Please determine how many lines of the material include the word "this", and respond with nothing but that number.

** begin Source material **

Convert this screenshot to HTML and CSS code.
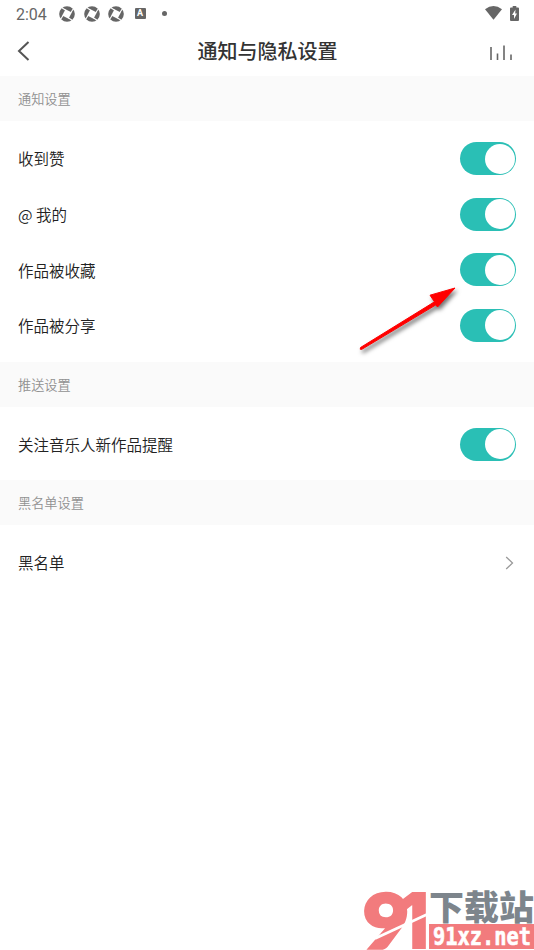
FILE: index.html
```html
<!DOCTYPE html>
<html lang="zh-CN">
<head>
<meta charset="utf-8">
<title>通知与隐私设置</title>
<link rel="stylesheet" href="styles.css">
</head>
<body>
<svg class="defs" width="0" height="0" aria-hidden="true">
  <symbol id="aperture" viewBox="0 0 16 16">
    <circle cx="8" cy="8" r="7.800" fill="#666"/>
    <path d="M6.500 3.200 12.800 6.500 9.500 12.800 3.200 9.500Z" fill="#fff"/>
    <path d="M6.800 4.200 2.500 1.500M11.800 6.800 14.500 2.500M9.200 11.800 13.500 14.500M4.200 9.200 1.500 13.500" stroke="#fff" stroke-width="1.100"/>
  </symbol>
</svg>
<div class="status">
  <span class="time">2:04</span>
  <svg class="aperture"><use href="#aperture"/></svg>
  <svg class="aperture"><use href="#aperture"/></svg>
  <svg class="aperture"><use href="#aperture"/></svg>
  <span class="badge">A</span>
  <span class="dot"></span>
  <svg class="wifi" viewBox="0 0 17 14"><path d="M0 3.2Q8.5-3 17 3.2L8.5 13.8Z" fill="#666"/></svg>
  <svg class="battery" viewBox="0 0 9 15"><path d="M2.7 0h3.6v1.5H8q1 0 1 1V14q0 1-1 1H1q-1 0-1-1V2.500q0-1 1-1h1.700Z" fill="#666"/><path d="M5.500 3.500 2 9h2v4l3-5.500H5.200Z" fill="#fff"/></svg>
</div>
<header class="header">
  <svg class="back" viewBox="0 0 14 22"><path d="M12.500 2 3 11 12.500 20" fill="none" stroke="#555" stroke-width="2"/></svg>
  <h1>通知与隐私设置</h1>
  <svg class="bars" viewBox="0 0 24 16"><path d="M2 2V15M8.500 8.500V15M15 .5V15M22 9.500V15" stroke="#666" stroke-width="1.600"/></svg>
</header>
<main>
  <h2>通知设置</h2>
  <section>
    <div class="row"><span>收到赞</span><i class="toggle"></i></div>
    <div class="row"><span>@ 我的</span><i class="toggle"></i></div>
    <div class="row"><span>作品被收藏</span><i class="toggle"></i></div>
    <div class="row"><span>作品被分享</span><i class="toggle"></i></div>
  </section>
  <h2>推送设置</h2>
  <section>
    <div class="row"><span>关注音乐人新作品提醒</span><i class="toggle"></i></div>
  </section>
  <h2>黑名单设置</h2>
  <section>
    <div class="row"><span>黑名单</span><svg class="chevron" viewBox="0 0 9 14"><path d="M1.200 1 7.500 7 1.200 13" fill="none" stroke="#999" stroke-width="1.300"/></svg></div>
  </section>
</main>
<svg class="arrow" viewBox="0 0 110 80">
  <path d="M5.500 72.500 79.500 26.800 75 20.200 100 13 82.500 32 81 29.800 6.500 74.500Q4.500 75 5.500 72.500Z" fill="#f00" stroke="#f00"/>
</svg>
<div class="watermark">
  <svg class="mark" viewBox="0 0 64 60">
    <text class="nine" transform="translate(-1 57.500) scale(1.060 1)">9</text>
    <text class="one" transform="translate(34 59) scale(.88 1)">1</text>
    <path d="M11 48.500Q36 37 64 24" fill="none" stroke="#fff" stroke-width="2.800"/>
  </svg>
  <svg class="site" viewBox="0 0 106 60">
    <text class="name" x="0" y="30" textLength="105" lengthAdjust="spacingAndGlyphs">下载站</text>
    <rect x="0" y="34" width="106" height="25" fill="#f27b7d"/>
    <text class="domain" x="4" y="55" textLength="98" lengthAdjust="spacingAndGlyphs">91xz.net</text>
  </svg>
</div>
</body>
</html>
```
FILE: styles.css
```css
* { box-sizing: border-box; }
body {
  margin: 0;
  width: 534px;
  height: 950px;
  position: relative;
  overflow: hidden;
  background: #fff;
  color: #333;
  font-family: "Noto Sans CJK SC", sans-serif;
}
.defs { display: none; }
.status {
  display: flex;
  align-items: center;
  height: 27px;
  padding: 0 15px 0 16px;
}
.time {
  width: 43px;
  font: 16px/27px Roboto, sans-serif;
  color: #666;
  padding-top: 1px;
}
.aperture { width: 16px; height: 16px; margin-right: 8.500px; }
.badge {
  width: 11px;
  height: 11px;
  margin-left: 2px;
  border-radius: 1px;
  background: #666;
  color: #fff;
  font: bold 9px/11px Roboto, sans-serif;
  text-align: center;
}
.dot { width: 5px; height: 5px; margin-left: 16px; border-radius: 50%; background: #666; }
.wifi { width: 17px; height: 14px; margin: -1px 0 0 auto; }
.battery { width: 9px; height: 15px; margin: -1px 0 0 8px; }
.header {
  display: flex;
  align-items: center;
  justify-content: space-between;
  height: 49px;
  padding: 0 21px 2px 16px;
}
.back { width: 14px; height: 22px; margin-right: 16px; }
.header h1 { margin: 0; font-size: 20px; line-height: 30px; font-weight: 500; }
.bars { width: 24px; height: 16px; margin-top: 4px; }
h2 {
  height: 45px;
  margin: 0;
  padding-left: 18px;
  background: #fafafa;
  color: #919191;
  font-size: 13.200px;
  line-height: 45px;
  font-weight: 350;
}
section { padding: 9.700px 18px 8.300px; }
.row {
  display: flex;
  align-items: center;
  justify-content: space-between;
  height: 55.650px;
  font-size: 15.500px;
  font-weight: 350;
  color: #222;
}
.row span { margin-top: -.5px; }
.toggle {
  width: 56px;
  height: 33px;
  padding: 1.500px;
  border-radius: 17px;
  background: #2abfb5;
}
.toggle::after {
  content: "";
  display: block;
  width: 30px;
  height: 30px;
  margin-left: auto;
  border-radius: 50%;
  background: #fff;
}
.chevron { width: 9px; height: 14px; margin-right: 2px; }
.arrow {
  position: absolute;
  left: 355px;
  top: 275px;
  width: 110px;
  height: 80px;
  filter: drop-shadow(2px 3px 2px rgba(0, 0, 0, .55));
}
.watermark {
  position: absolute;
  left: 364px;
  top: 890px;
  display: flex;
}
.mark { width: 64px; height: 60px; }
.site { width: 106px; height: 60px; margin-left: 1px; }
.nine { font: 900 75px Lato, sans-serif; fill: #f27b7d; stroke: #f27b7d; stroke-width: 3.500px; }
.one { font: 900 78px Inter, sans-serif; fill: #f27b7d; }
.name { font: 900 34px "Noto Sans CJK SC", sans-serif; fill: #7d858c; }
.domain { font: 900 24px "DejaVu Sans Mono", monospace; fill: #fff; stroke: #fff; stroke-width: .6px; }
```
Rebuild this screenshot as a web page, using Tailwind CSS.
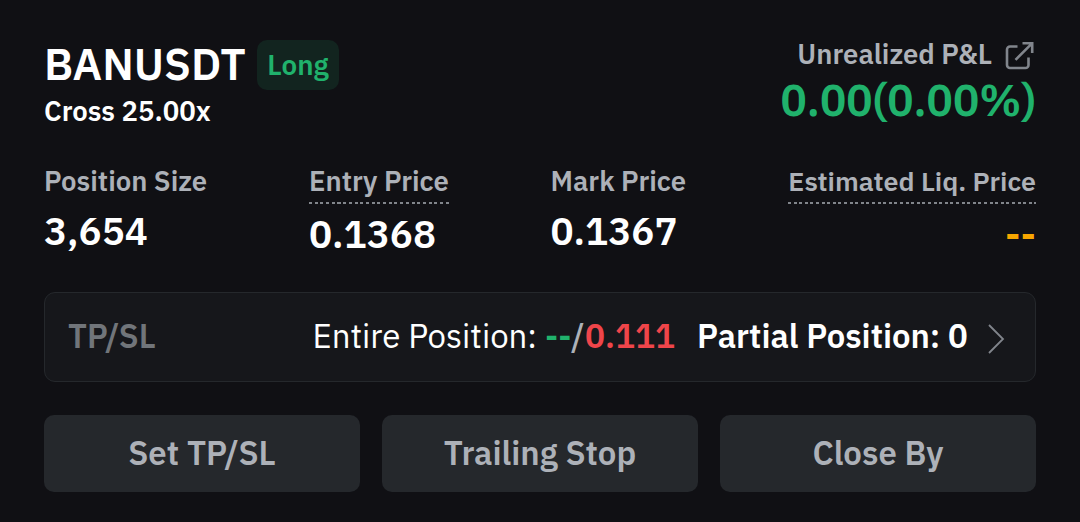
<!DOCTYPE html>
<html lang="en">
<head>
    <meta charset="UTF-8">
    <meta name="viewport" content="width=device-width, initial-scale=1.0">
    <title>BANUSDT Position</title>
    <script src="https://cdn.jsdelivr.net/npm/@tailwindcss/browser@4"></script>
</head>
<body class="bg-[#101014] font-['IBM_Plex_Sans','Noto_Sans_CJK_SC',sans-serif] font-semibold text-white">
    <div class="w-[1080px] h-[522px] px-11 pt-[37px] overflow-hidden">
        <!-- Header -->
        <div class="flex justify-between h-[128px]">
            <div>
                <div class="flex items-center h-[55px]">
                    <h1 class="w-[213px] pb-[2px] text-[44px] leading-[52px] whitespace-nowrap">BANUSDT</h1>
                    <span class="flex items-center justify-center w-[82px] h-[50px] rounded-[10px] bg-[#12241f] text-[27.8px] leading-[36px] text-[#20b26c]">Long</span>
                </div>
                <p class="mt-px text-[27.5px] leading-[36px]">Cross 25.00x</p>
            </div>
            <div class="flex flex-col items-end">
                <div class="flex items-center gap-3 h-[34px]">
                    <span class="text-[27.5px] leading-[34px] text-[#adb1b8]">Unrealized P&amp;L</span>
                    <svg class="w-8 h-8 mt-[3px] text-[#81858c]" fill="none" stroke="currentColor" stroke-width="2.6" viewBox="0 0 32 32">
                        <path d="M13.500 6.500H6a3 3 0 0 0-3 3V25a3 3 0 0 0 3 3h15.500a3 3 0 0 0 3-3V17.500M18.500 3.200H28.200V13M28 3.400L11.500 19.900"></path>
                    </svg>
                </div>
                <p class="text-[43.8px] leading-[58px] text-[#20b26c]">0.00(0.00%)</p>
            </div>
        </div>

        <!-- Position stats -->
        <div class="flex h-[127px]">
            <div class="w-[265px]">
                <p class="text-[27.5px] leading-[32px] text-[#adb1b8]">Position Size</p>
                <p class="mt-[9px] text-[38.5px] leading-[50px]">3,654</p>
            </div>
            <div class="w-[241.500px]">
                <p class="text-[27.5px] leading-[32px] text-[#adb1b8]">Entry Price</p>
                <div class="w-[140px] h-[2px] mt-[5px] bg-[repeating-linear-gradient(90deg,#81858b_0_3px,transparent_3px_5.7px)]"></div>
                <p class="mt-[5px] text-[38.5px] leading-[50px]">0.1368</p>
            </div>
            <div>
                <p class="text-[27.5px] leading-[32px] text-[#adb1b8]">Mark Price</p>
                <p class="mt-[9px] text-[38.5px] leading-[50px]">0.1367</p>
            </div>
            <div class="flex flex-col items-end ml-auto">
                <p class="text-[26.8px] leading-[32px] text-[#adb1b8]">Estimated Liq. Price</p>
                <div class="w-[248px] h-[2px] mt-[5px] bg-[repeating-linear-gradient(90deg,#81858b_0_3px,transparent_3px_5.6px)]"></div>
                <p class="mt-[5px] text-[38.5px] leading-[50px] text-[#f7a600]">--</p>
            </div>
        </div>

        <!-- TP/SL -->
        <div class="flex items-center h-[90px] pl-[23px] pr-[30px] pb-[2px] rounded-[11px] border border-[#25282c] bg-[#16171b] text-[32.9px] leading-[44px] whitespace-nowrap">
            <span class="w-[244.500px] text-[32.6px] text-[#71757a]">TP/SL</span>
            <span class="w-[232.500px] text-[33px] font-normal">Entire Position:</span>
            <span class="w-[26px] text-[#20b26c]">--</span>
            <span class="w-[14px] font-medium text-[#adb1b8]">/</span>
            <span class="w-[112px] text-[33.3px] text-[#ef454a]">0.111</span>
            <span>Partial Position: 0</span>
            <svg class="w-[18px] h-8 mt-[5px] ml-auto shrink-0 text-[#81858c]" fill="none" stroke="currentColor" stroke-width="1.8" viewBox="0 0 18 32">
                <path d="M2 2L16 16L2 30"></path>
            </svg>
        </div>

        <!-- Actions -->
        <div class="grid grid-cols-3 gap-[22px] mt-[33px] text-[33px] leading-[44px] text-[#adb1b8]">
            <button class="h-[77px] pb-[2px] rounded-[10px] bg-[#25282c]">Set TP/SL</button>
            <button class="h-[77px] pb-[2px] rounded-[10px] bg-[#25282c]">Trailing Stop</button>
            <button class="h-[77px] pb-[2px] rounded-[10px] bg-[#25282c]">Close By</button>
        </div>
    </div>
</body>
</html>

** end Source material **

Worked answer: 2